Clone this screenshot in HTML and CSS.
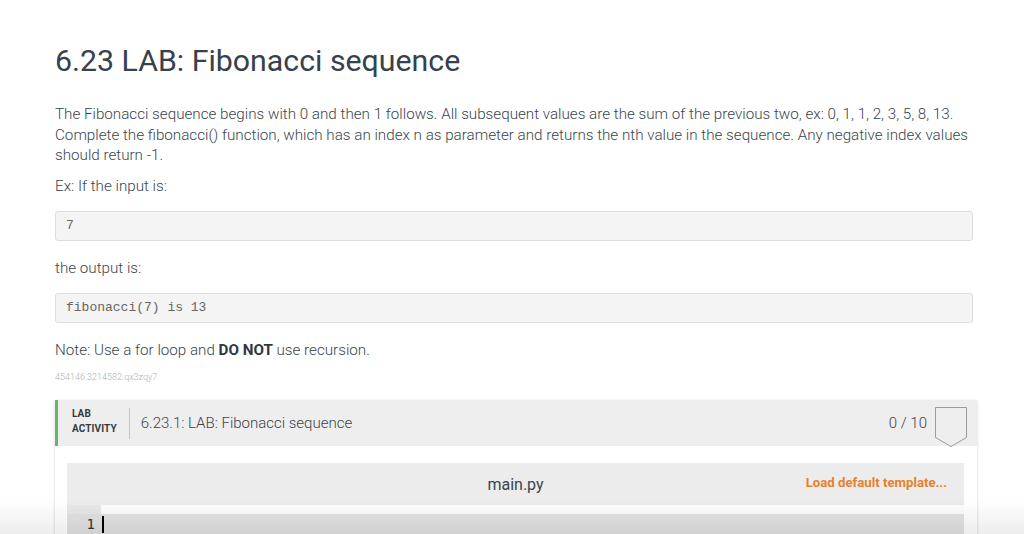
FILE: index.html
```html
<!DOCTYPE html>
<html lang="en">
<head>
<meta charset="utf-8">
<title>6.23 LAB: Fibonacci sequence</title>
<link rel="stylesheet" href="styles.css">
</head>
<body>
<main class="page">
  <h1 class="title">6.23 LAB: Fibonacci sequence</h1>
  <p class="text">The Fibonacci sequence begins with 0 and then 1 follows. All subsequent values are the sum of the previous two, ex: 0, 1, 1, 2, 3, 5, 8, 13. Complete the fibonacci() function, which has an index n as parameter and returns the nth value in the sequence. Any negative index values should return -1.</p>
  <p class="text">Ex: If the input is:</p>
  <pre class="code-box">7</pre>
  <p class="text">the output is:</p>
  <pre class="code-box">fibonacci(7) is 13</pre>
  <p class="text note">Note: Use a for loop and <strong>DO NOT</strong> use recursion.</p>
  <div class="ident">454146.3214582.qx3zqy7</div>

  <section class="lab-card">
    <header class="lab-header">
      <div class="lab-label">LAB<br>ACTIVITY</div>
      <div class="lab-divider"></div>
      <div class="lab-title">6.23.1: LAB: Fibonacci sequence</div>
      <div class="lab-score">0 / 10</div>
      <svg class="lab-badge" width="32" height="42" viewBox="0 0 32 42" aria-hidden="true">
        <polygon points="0.5,0.5 31.5,0.5 31.5,30.5 16,39.5 0.5,30.5" fill="none" stroke="#9a9a9a" stroke-width="1"/>
      </svg>
    </header>
    <div class="lab-body">
      <div class="editor">
        <div class="editor-header">
          <span class="file-name">main.py</span>
          <span class="load-template">Load default template...</span>
        </div>
        <div class="editor-top">
          <div class="gutter-pad"></div>
          <div class="code-pad"></div>
        </div>
        <div class="editor-line">
          <div class="line-no">1</div>
          <div class="line-code"><span class="cursor"></span></div>
        </div>
      </div>
    </div>
  </section>
</main>
<div class="bottom-fade"></div>
</body>
</html>
```

FILE: styles.css
```css
html, body {
  margin: 0;
  padding: 0;
  background: #ffffff;
}

body {
  font-family: Roboto, "Liberation Sans", Arial, sans-serif;
  color: #3a444e;
  overflow: hidden;
}

.page {
  padding: 43px 51px 0 55px;
}

.title {
  font-size: 30.3px;
  line-height: 36px;
  font-weight: 400;
  margin: 0 0 25px 0;
  color: #36414c;
}

.text {
  font-size: 15.2px;
  line-height: 20.5px;
  font-weight: 300;
  margin: 0 0 10px 0;
  color: #3a444e;
}

.text strong {
  font-weight: 700;
  color: #2f3942;
}

.code-box {
  margin: 15px 0 16.5px 0;
  height: 28px;
  box-sizing: content-box;
  background: #f4f4f4;
  border: 1px solid #dddddd;
  border-radius: 3px;
  padding: 0 10px;
  font-family: "Liberation Mono", "Courier New", monospace;
  font-size: 13px;
  line-height: 28px;
  color: #666666;
}

.note {
  margin-top: 0;
  margin-bottom: 11px;
}

.ident {
  font-size: 9px;
  line-height: 12px;
  color: #b0b0b0;
  font-weight: 300;
}

.lab-card {
  margin-top: 17px;
  margin-right: -4px;
  background: #ffffff;
  box-shadow: 0 1px 3px rgba(0, 0, 0, 0.18);
}

.lab-header {
  display: flex;
  align-items: center;
  height: 46px;
  background: #eeeeee;
  border-left: 3px solid #66b665;
  padding: 0 10px 0 14px;
}

.lab-label {
  font-size: 10px;
  line-height: 15px;
  font-weight: 700;
  color: #333b44;
  letter-spacing: 0.1px;
  margin-bottom: 4px;
}

.lab-divider {
  width: 1px;
  height: 31px;
  background: #c4c4c4;
  margin: 0 11px 0 12px;
}

.lab-title {
  flex: 1;
  font-size: 15px;
  font-weight: 300;
  color: #3a444e;
}

.lab-score {
  font-size: 15px;
  font-weight: 300;
  color: #3a444e;
  margin-right: 8px;
}

.lab-badge {
  display: block;
  margin-top: 9px;
}

.lab-body {
  padding: 17px 13px 0 12px;
}

.editor {
  background: #ffffff;
}

.editor-header {
  position: relative;
  height: 42px;
  background: #ececec;
  display: flex;
  align-items: center;
  justify-content: center;
}

.file-name {
  font-size: 16px;
  font-weight: 400;
  color: #3a444e;
}

.load-template {
  position: absolute;
  right: 17px;
  top: 12px;
  font-size: 13.2px;
  font-weight: 700;
  color: #e8802a;
}

.editor-top {
  display: flex;
  height: 9px;
}

.gutter-pad {
  width: 34px;
  background: #e8e8e8;
}

.code-pad {
  flex: 1;
  background: #fcfcfc;
}

.editor-line {
  display: flex;
  height: 21px;
  background: #e2e2e2;
}

.line-no {
  width: 28px;
  padding-right: 6px;
  text-align: right;
  font-family: "DejaVu Sans Mono", "Liberation Mono", monospace;
  font-size: 14px;
  line-height: 21px;
  color: #333333;
}

.line-code {
  flex: 1;
  padding-left: 1px;
  display: flex;
  align-items: center;
}

.cursor {
  display: block;
  width: 2px;
  height: 17px;
  background: #000000;
}

.bottom-fade {
  position: fixed;
  left: 0;
  right: 0;
  bottom: 0;
  height: 34px;
  pointer-events: none;
  background: linear-gradient(to bottom, rgba(0, 0, 0, 0), rgba(0, 0, 0, 0.07));
}
```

What to produce: Leave out the pictures and retype every line above exactly.

Output for this exercise:
Clone this screenshot in HTML and CSS.
FILE: index.html
```html
<!DOCTYPE html>
<html lang="en">
<head>
<meta charset="utf-8">
<title>6.23 LAB: Fibonacci sequence</title>
<link rel="stylesheet" href="styles.css">
</head>
<body>
<main class="page">
  <h1 class="title">6.23 LAB: Fibonacci sequence</h1>
  <p class="text">The Fibonacci sequence begins with 0 and then 1 follows. All subsequent values are the sum of the previous two, ex: 0, 1, 1, 2, 3, 5, 8, 13. Complete the fibonacci() function, which has an index n as parameter and returns the nth value in the sequence. Any negative index values should return -1.</p>
  <p class="text">Ex: If the input is:</p>
  <pre class="code-box">7</pre>
  <p class="text">the output is:</p>
  <pre class="code-box">fibonacci(7) is 13</pre>
  <p class="text note">Note: Use a for loop and <strong>DO NOT</strong> use recursion.</p>
  <div class="ident">454146.3214582.qx3zqy7</div>

  <section class="lab-card">
    <header class="lab-header">
      <div class="lab-label">LAB<br>ACTIVITY</div>
      <div class="lab-divider"></div>
      <div class="lab-title">6.23.1: LAB: Fibonacci sequence</div>
      <div class="lab-score">0 / 10</div>
      <svg class="lab-badge" width="32" height="42" viewBox="0 0 32 42" aria-hidden="true">
        <polygon points="0.5,0.5 31.5,0.5 31.5,30.5 16,39.5 0.5,30.5" fill="none" stroke="#9a9a9a" stroke-width="1"/>
      </svg>
    </header>
    <div class="lab-body">
      <div class="editor">
        <div class="editor-header">
          <span class="file-name">main.py</span>
          <span class="load-template">Load default template...</span>
        </div>
        <div class="editor-top">
          <div class="gutter-pad"></div>
          <div class="code-pad"></div>
        </div>
        <div class="editor-line">
          <div class="line-no">1</div>
          <div class="line-code"><span class="cursor"></span></div>
        </div>
      </div>
    </div>
  </section>
</main>
<div class="bottom-fade"></div>
</body>
</html>
```

FILE: styles.css
```css
html, body {
  margin: 0;
  padding: 0;
  background: #ffffff;
}

body {
  font-family: Roboto, "Liberation Sans", Arial, sans-serif;
  color: #3a444e;
  overflow: hidden;
}

.page {
  padding: 43px 51px 0 55px;
}

.title {
  font-size: 30.3px;
  line-height: 36px;
  font-weight: 400;
  margin: 0 0 25px 0;
  color: #36414c;
}

.text {
  font-size: 15.2px;
  line-height: 20.5px;
  font-weight: 300;
  margin: 0 0 10px 0;
  color: #3a444e;
}

.text strong {
  font-weight: 700;
  color: #2f3942;
}

.code-box {
  margin: 15px 0 16.5px 0;
  height: 28px;
  box-sizing: content-box;
  background: #f4f4f4;
  border: 1px solid #dddddd;
  border-radius: 3px;
  padding: 0 10px;
  font-family: "Liberation Mono", "Courier New", monospace;
  font-size: 13px;
  line-height: 28px;
  color: #666666;
}

.note {
  margin-top: 0;
  margin-bottom: 11px;
}

.ident {
  font-size: 9px;
  line-height: 12px;
  color: #b0b0b0;
  font-weight: 300;
}

.lab-card {
  margin-top: 17px;
  margin-right: -4px;
  background: #ffffff;
  box-shadow: 0 1px 3px rgba(0, 0, 0, 0.18);
}

.lab-header {
  display: flex;
  align-items: center;
  height: 46px;
  background: #eeeeee;
  border-left: 3px solid #66b665;
  padding: 0 10px 0 14px;
}

.lab-label {
  font-size: 10px;
  line-height: 15px;
  font-weight: 700;
  color: #333b44;
  letter-spacing: 0.1px;
  margin-bottom: 4px;
}

.lab-divider {
  width: 1px;
  height: 31px;
  background: #c4c4c4;
  margin: 0 11px 0 12px;
}

.lab-title {
  flex: 1;
  font-size: 15px;
  font-weight: 300;
  color: #3a444e;
}

.lab-score {
  font-size: 15px;
  font-weight: 300;
  color: #3a444e;
  margin-right: 8px;
}

.lab-badge {
  display: block;
  margin-top: 9px;
}

.lab-body {
  padding: 17px 13px 0 12px;
}

.editor {
  background: #ffffff;
}

.editor-header {
  position: relative;
  height: 42px;
  background: #ececec;
  display: flex;
  align-items: center;
  justify-content: center;
}

.file-name {
  font-size: 16px;
  font-weight: 400;
  color: #3a444e;
}

.load-template {
  position: absolute;
  right: 17px;
  top: 12px;
  font-size: 13.2px;
  font-weight: 700;
  color: #e8802a;
}

.editor-top {
  display: flex;
  height: 9px;
}

.gutter-pad {
  width: 34px;
  background: #e8e8e8;
}

.code-pad {
  flex: 1;
  background: #fcfcfc;
}

.editor-line {
  display: flex;
  height: 21px;
  background: #e2e2e2;
}

.line-no {
  width: 28px;
  padding-right: 6px;
  text-align: right;
  font-family: "DejaVu Sans Mono", "Liberation Mono", monospace;
  font-size: 14px;
  line-height: 21px;
  color: #333333;
}

.line-code {
  flex: 1;
  padding-left: 1px;
  display: flex;
  align-items: center;
}

.cursor {
  display: block;
  width: 2px;
  height: 17px;
  background: #000000;
}

.bottom-fade {
  position: fixed;
  left: 0;
  right: 0;
  bottom: 0;
  height: 34px;
  pointer-events: none;
  background: linear-gradient(to bottom, rgba(0, 0, 0, 0), rgba(0, 0, 0, 0.07));
}
```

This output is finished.